Eleana sat down besides him and took the small book out of her pocket. “I got this from the great library in Nevarus. I have reason to believe that it is a Nevarran alteration of the story you know. I do not wish to make any more embarrassing mistakes in this matter,” she explained.
“Of course, I’ll be happy to answer any questions.”
Eleana opened the book and together they went through the first four chapters. Eleana summarized what she had read and Avarron confirmed it. They spent a good hour talking like this. “What I don’t get is how such a humble and peaceful man can suddenly become such a ruthless and power-hungry necromancer.”

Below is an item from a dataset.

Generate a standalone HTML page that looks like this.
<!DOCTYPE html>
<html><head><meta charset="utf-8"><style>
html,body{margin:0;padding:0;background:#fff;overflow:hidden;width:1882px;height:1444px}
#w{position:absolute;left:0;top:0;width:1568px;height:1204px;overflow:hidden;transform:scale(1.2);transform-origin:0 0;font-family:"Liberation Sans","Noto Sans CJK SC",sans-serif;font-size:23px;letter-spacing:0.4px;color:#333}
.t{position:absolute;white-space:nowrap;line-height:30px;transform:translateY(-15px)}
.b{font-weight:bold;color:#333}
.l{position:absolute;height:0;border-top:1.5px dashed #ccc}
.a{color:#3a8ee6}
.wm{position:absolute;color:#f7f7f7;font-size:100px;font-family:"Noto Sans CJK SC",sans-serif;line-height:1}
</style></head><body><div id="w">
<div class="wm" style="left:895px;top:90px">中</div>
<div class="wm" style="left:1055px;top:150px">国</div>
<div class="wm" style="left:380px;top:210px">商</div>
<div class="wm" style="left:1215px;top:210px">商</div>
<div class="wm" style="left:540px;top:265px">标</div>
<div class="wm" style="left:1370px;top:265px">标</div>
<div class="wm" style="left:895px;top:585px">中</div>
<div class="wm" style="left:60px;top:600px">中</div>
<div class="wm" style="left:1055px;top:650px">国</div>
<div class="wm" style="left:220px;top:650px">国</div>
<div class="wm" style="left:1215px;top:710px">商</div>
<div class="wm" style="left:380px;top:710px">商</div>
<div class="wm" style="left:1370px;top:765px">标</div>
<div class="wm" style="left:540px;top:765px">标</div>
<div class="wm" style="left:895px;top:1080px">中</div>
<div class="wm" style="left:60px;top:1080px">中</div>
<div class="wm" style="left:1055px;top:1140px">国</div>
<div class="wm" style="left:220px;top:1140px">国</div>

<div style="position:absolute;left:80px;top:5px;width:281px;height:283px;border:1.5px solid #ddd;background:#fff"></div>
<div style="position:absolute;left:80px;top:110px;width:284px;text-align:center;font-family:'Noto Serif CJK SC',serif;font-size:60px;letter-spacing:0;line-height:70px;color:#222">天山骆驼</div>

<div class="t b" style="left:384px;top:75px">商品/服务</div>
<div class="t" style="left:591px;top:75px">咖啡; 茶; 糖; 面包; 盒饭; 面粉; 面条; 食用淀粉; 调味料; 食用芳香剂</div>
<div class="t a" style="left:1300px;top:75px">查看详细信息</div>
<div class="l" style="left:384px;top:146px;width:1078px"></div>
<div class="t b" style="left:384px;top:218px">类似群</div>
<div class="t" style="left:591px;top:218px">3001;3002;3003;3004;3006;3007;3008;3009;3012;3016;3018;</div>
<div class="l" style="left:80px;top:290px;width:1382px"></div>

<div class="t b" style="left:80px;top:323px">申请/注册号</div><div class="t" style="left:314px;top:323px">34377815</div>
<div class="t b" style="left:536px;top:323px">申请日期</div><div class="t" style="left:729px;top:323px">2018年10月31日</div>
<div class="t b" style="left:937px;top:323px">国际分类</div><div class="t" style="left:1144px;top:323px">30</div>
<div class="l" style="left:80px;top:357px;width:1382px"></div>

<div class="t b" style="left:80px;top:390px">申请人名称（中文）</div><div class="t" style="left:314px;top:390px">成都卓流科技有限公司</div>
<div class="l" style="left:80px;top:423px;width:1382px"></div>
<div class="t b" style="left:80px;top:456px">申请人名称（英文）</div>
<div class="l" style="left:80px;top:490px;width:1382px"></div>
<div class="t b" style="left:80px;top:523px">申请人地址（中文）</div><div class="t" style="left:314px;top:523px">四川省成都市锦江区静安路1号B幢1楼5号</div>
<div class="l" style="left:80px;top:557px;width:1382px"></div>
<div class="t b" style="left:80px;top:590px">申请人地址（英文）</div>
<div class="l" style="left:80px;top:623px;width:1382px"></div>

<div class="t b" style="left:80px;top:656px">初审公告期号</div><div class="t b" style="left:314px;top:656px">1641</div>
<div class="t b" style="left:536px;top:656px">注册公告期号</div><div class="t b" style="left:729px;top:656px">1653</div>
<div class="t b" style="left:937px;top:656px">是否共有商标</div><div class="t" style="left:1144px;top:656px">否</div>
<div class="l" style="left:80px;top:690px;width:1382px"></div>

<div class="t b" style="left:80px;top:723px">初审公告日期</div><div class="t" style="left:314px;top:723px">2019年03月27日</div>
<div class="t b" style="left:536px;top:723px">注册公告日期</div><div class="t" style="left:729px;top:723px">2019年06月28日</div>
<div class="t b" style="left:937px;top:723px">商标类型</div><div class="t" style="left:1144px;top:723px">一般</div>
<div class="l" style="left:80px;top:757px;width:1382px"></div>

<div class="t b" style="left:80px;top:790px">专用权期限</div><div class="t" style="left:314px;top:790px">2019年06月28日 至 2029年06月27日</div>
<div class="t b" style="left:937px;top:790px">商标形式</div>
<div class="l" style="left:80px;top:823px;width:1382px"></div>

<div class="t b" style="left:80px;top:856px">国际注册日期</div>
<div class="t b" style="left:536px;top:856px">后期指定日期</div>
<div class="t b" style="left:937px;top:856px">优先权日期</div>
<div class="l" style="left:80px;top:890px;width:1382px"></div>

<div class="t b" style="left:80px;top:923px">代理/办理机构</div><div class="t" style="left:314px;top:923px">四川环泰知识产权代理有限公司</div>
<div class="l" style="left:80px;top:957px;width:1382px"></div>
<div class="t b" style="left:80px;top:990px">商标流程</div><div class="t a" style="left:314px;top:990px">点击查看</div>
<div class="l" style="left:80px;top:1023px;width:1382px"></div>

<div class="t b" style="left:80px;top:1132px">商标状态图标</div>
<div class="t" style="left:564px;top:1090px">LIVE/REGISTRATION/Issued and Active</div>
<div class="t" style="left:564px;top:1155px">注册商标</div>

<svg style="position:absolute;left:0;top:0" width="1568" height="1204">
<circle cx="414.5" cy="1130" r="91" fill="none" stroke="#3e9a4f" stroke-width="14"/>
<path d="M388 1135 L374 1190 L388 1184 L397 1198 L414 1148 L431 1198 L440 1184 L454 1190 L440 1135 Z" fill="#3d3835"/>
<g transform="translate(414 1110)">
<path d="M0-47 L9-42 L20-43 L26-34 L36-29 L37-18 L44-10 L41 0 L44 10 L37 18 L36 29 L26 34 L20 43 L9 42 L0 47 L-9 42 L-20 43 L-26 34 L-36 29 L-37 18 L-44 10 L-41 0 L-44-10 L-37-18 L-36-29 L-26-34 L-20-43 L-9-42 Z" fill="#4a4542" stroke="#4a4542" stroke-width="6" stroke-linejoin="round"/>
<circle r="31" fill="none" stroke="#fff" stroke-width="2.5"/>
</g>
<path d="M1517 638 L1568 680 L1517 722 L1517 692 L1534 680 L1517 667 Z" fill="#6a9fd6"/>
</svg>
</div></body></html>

“It’s the merchant’s influence. He is a demon that corrupts Donash into witchcraft. With that, he turns his back on his Destiny The man is a fortune seeker and urges Donash to be the same, rather than trust in his own Destiny. Donash eventually falls for his corrupting influence and becomes a ruthless opportunist, taking what he can without regard for the risk and consequences,” Avarron explained to her.
Eleana nodded as a sign of understanding. As soon as she had received the honour of becoming the Council’s representative in Altraom, she had started to study their culture and religion. Witchcraft was the antithesis of the Kystan sense of justice: everything had to be earned. Even for hereditary positions, the proposed heir had to prove his worth through a notable act of courage and wisdom.
“This is your heir’s quest, isn’t it?” she asked.
“No. An heir’s quest can only be undertaken under the eyes of the Angels, in the form of an Ardaithe witness. This mission requires secrecy, so I cannot claim it as my quest. To be honest, I don’t know why the king…,” he stopped himself.
Elena placed a hand on his shoulder. “You must have proven yourself to him somehow, even if the Angels didn’t see it.”
“A chance encounter doesn’t count. It has to be a deliberate effort,” Avarron explained. “And in my family, the quest always receives additional scrutiny. My grandfather singlehandedly built a watchtower at the coast and kept watch by himself for a month, warning the villages whenever pirates approached. My father then ousted a band of pirates that had slaughtered an entire village and taken up residence there. They say he drove them into the sea and since then, none have raided our shores any more. And Haran, our ancestor,” he paused. “Well, I wouldn’t want to spoil the book for you. You’re getting to the part of it that I like best.”
“Would you like to continue reading it with me, then?” Eleana asked him hopefully.
“Certainly, my lady,” Avarron said smiling.
She shuffled close to him, her shoulder leaning against his and opened the book at the fifth chapter.